How To Add In-House Visibility Without Replacing Your Central Station

By Andrew Erickson

April 14, 2026

Hybrid Fire Alarm Monitoring

A campus can receive an alarm event at 2:00 a.m., dispatch can be notified, and the situation can still unfold with confusion on-site if facility staff cannot see what triggered the signal, where it originated, and what else is happening across the property. That gap between "signal received" and "actionable context" is why hybrid fire alarm monitoring - combining central station response with in-house visibility - is gaining traction in large, multi-building environments.

This article explains how hybrid monitoring works in practice, why it fits mixed-generation systems, and how alarm transport choices (cellular, IP, dialer, relay) affect reliability and upgrade strategy. It also outlines how Digitize solutions are commonly used to unify signals across fire, life safety, and security without forcing rip-and-replace projects.

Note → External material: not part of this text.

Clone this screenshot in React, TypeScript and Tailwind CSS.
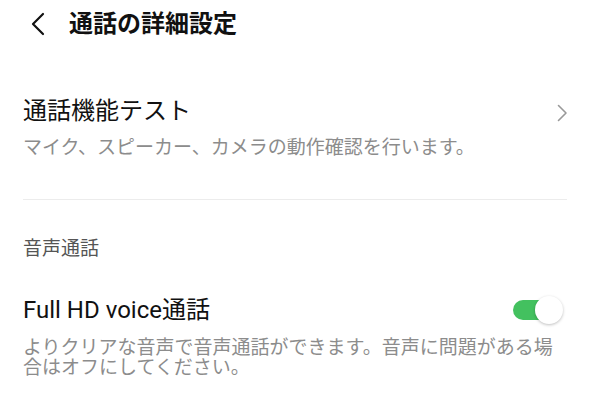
export default function App() {
  return (
    <div className="w-[590px] h-[408px] bg-white overflow-hidden font-['Roboto','Noto_Sans_CJK_JP',sans-serif] text-[#111]">
      {/* Header */}
      <div className="h-12 flex items-center pl-[28px]">
        <svg width="20" height="26" viewBox="0 0 20 26" className="text-[#111]">
          <path d="M15 3 L5 13 L15 23" fill="none" stroke="currentColor" strokeWidth="2.2" strokeLinecap="round" strokeLinejoin="round" />
        </svg>
        <h1 className="ml-[21px] text-[24px] leading-8 font-bold">通話の詳細設定</h1>
      </div>

      <div className="px-[23px]">
        {/* 通話機能テスト */}
        <div className="mt-[47px] flex items-center justify-between">
          <div>
            <div className="text-[24px] leading-8">通話機能テスト</div>
            <div className="mt-2 text-[19px] leading-[26px] text-[#8c8c8c]">
              マイク、スピーカー、カメラの動作確認を行います。
            </div>
          </div>
          <svg width="12" height="20" viewBox="0 0 12 20" className="self-start mt-[8px] mr-[-1px] text-[#999]">
            <path d="M2.5 2.5 L10 10 L2.5 17.5" fill="none" stroke="currentColor" strokeWidth="1.6" strokeLinecap="round" strokeLinejoin="round" />
          </svg>
        </div>

        <div className="mt-[38px] h-px bg-[#ececec]" />

        {/* 音声通話 */}
        <div className="mt-9 text-[19px] leading-[26px] text-[#555]">音声通話</div>

        <div className="mt-8">
          <div className="flex items-center justify-between">
            <div className="text-[24px] leading-8">Full HD voice通話</div>
            <div className="relative w-[50px] h-[28px] mr-[4px]">
              <div className="absolute left-0 top-[4px] w-[42px] h-[20px] rounded-full bg-[#43c15f]" />
              <div className="absolute right-0 top-0 w-[28px] h-[28px] rounded-full bg-white shadow-[0_1px_3px_rgba(0,0,0,0.25)]" />
            </div>
          </div>
          <p className="mt-[12px] text-[19px] leading-[20px] text-[#8c8c8c]">
            よりクリアな音声で音声通話ができます。音声に問題がある場合はオフにしてください。
          </p>
        </div>
      </div>
    </div>
  )
}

What is hybrid fire alarm monitoring, and why do campuses ask for it?

Hybrid fire alarm monitoring is an operating model where a central station remains the primary life-safety monitoring authority, while the end user also receives real-time alarm and trouble visibility internally. The internal view is typically used for situational awareness, faster on-site response, and operational control, while the central station provides 24/7 dispatch handling and escalation procedures.

Large properties often request this model because they have staffing patterns that vary by time of day. Daytime facilities teams may want direct visibility and the ability to coordinate response immediately, while overnight response may rely more heavily on the central station and first responders.

  • Central station stays in place: no need to disrupt existing dispatch contracts and procedures.
  • On-site teams gain visibility: alarms, troubles, and supervisory events can be viewed by designated staff.
  • Operational workflows improve: staff can verify location context, notify internal responders, and reduce delay.

What problems show up in multi-building alarm environments with mixed panels?

Multi-building sites commonly operate with a mix of legacy fire panels, newer addressable systems, add-on communicators, and incremental network changes. These environments often work day-to-day, but small inconsistencies accumulate until the site experiences intermittent signal failures, confusing event data, or upgrade pressure driven by device lifecycle rather than risk reduction.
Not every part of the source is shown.